Visitors flock to the scenic shores of Cape Cod year-round, but this peninsula is especially busy during the summer months.
You can work on your tan from the long stretch of sand, meander along one of the bike trails, check out the Dune Shacks of Peaked Hill Bars Historic District, or take in one of the famous sunsets from Race Point Beach.
28. The National September 11 Memorial Museum – New York, New York
Situated at the former location of the Twin Towers in New York City, the National September 11 Museum and Memorial commemorates the 2,977 deaths of the September 11, 2001, attacks.
Though it is a somber place, the memorial is one of the most famous landmarks in the Northeast.
The memorial was planned almost immediately after the attacks, and a competition was held to decide on the design.
Israeli American architect Michael Arad’s design won out, and the project was completed about 10 years after the attacks on September 12, 2011.
The museum hosts a collection of stories, artifacts, and interactive experiences.
29. The Newport Mansions – Newport, Rhode Island
Dating back to the Gilded Ages, the Newport Mansions are a great example of how the well-to-do used to spend their hard-earned cash.
Newport’s collection of seaside mansions is one of the most famous landmarks in the Northeast region of the United States.
There are about 12 mansions located in and around Newport, most of which date back to the late 1800s.
The wealthiest families in the country made these mansions their summer vacation “cottages,” and today some of these historic homes are open for public viewings.

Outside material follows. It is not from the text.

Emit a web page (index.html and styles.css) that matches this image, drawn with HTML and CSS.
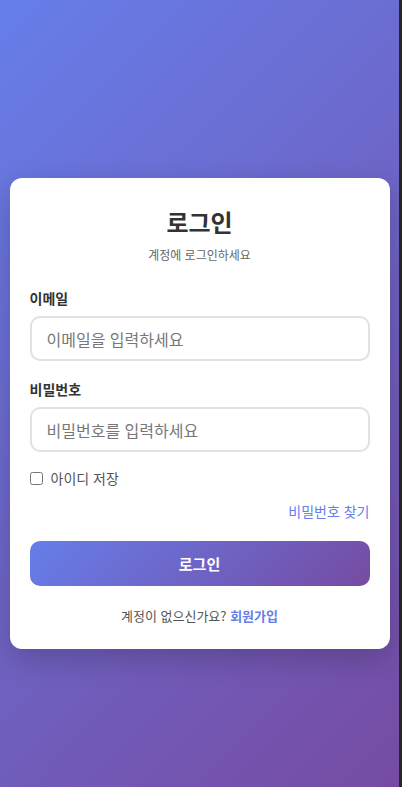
FILE: index.html
```html
<!DOCTYPE html>
<html lang="ko">
<head>
    <meta charset="UTF-8">
    <meta name="viewport" content="width=device-width, initial-scale=1.0">
    <title>로그인</title>
    <link rel="stylesheet" href="styles.css">
</head>
<body>
    <div class="page">
        <div class="login-card">
            <h1 class="login-title">로그인</h1>
            <p class="login-subtitle">계정에 로그인하세요</p>

            <form class="login-form">
                <div class="form-group">
                    <label for="email">이메일</label>
                    <input type="email" id="email" placeholder="이메일을 입력하세요">
                </div>
                <div class="form-group">
                    <label for="password">비밀번호</label>
                    <input type="password" id="password" placeholder="비밀번호를 입력하세요">
                </div>

                <label class="remember">
                    <input type="checkbox" id="remember">
                    <span>아이디 저장</span>
                </label>

                <div class="forgot">
                    <a href="#">비밀번호 찾기</a>
                </div>

                <button type="submit" class="login-btn">로그인</button>
            </form>

            <p class="signup">계정이 없으신가요? <a href="#">회원가입</a></p>
        </div>
    </div>
</body>
</html>
```

FILE: styles.css
```css
* {
    box-sizing: border-box;
}

html {
    background-color: #25262d;
}

body {
    margin: 0;
    font-family: "Noto Sans CJK KR", "Noto Sans", sans-serif;
    color: #333;
}

.page {
    width: calc(100% - 3px);
    height: 100vh;
    padding: 40px 0 0;
    display: flex;
    align-items: center;
    justify-content: center;
    background: linear-gradient(135deg, #667eea 0%, #764ba2 100%);
}

.login-card {
    width: 380px;
    background-color: #fff;
    border-radius: 12px;
    padding: 28px 20px 23px;
    box-shadow: 0 10px 30px rgba(0, 0, 0, 0.2);
}

.login-title {
    margin: 0;
    text-align: center;
    font-size: 24px;
    line-height: 32px;
    font-weight: 700;
    color: #333;
}

.login-subtitle {
    margin: 8px 0 0;
    text-align: center;
    font-size: 12px;
    line-height: 18px;
    color: #666;
}

.login-form {
    margin-top: 24px;
}

.form-group {
    margin-bottom: 18px;
}

.form-group label {
    display: block;
    font-size: 14px;
    line-height: 21px;
    font-weight: 600;
    color: #333;
    margin-bottom: 7px;
}

.form-group input {
    display: block;
    width: 100%;
    height: 45px;
    padding: 0 15px;
    border: 2px solid #e1e1e1;
    border-radius: 10px;
    font-family: inherit;
    font-size: 16px;
    color: #333;
    outline: none;
}

.form-group input::placeholder {
    color: #777;
}

.remember {
    display: flex;
    align-items: center;
    gap: 8px;
    font-size: 14px;
    line-height: 20px;
    color: #555;
    margin-top: -2px;
}

.remember input {
    width: 13px;
    height: 13px;
    margin: 0;
}

.forgot {
    text-align: right;
    margin-top: 14px;
    font-size: 14px;
    line-height: 19px;
}

.forgot a {
    color: #667eea;
    text-decoration: none;
}

.login-btn {
    display: block;
    width: 100%;
    height: 45px;
    margin-top: 20px;
    border: none;
    border-radius: 10px;
    background: linear-gradient(135deg, #667eea 0%, #764ba2 100%);
    color: #fff;
    font-family: inherit;
    font-size: 15px;
    font-weight: 700;
    cursor: pointer;
}

.signup {
    margin: 20px 0 0;
    text-align: center;
    font-size: 13px;
    line-height: 20px;
    color: #555;
}

.signup a {
    color: #667eea;
    font-weight: 700;
    text-decoration: none;
}
```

If you have time to visit just one mansion while in Newport, make it the Breakers – the most grandiose of the twelve mansions.
30. Fort McHenry – Baltimore, Maryland
Best known for its crucial part in the War of 1812, Fort McHenry is one of the most famous landmarks in the Northeast region of the United States. This coastal fort sits on Locust Point, which is now a neighborhood in Baltimore.
During its heyday, it defended US shores from the British Navy and successfully guarded Baltimore Harbor. Fort McHenry was also in use during World War I and II.
Today, the fort is a designated National Monument and Shrine and can be toured by the public.